16) Rufus Wainwright - Poses: I've heard the theory that if you take two talented, creative parents, you will likely get an exponentially talented child. Unfortunately, that doesn't bode well for those on the opposite end of the spectrum. Rufus, however, won the ovarian lottery, so to speak.

15) Hope Sandoval & the Warm Inventions - Bavarian Fruit Bread: I had quite the unexciting interview with Ms. Sandoval around the release of this album. She refused to speak above a hushed mumble or to answer questions with more than an "I...don't...know...I...think...I...zzzzz." I hung up the phone to save money. I still like this album.

14) Spiritualized - Let It Come Down: Leader Jason Pierce does not work well with permanent band members, but he's got some 115 session musicians helping him out here. I guess he likes to give orders!

13) Travis - The Invisible Band: Once Radiohead decided to corner the art-rock scene, someone had to shore up the pop market. Art is nice, but a good, hummable tune works even better.

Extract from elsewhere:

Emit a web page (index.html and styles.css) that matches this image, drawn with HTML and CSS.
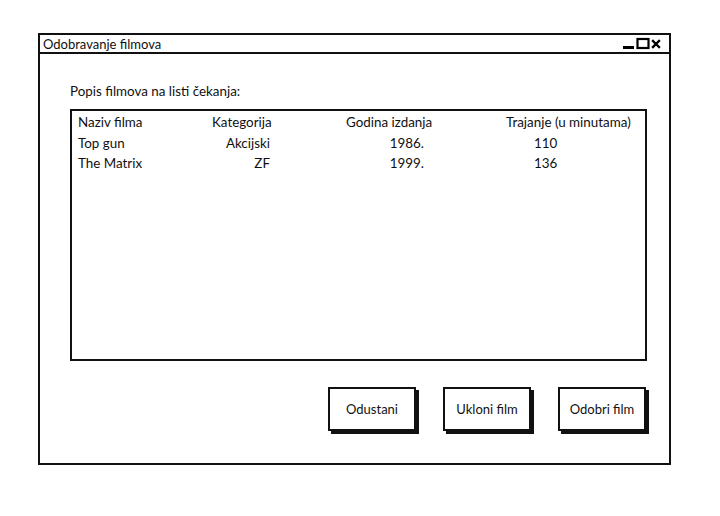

12) Lucinda Williams - Essence: No album wants to be the one after a blockbuster. You have nowhere to go but down. Car Wheels On a Gravel Road received so many rave reviews that there weren't many words left for the follow-up. In blindfolded taste tests, this album does just fine.

11) The Frames - For the Birds: Ireland loves it brooders. Doesn't seem to matter if it's Northern or Southern Ireland, the artists are serious folk. Van Morrison, Bono, Sinead O'Connor, that guy in the Waterboys, lousy weather and oppression will mess with you. Glen Hansard's gone on to be famous with the Swell Season, but I met him in Woodstock, NY at an open mic night! Only guy there with an acoustic guitar and a distortion pedal.

10) Tindersticks - Can Our Love...: Tindersticks are one of the only bands that can lead off with a track called "Dying Slowly" and have it considered a toe-tapper.

9) Leonard Cohen - Ten New Songs: Always one with the snappy titles, Cohen returns with co-producer and co-writer Sharon Robinson shepherding him through the musical fields and landing pretty much where he'd been since I'm Your Man. With more great results. Can someone bottle this man's talents for future generations? These high end lo-fi recordings (or is that lo-end hi-fi?) just kill me.

8) Trembling Blue Stars - Alive to Every Smile: Robert Wratten doesn't get over things easily. His songs mostly concern his break-up with Annemari Davies, who was still in the band.

7) Nicolai Dunger - Soul Rush: Not many musicians get away with comparisons to Van Morrison's Astral Weeks without getting their pretenses attacked. But this Swedish singer didn't go looking for those comparisons with this complex work. Yes, he worked with some jazz musicians  (Oh, there's the hook!) but he also threw a pedal steel guitar into the middle of this thing.

6) Red House Painters - Old Ramon: Whether he performs as himself, Red House Painters or Sun Kil Moon, Mark Kozelek has a way of taking slowness and intensity and turning it into something worth listening to a thousand times. At nine minutes and 34 seconds, "Void" practically feels too short.

5) Mark Kozelek - What's Next to the Moon: This is a particularly hilarious idea. Remove the powerchords and the Bon Scott leer from AC/DC songs and present them as acoustic ballads. How else would you perform something as sensitive as "Up To My Neck In You"?

4) Duncan Sheik - Phantom Moon: Sheik already saw his way out of the pop-rock woods. He teamed up with playwright Steven Sater and began flirting with the Great White Way. Here, he does it while dating Nick Drake.

3) Liars - They Threw Us All In A Trench and Stuck a Monument On Top: In the olden days just having that Blast First label pedigree would guarantee a band a certain level of respect. With these guys it created art-school resentment. But you have to be pretty humorless to not - at least - enjoy the idea of songs like "Grown Men Don't Fall in the River, Just Like That," "Nothing Is Ever Lost or Can Be Lost My Science Friend" and "The Garden Was Crowded and Outside."

2) Loudon Wainwright III - Last Man On Earth: This title sounded sadly prophetic when the album dropped at the end of September. It's an album of deep personal crisis brought on by the death of Wainwright's mother. Tough living is what this perennial jokester needs to keep him focused. He may not like the process one bit, but he's still yielding better results than many of his contemporaries.

1) The Pernice Brothers - The World Won't End: This title sounded like a bit of groundless optimism by year's end. (It was released in June.) But the band's melodic fortitude kept them moving forward. Joe Pernice has a job to do and it's up to him to do it, world crisis or not.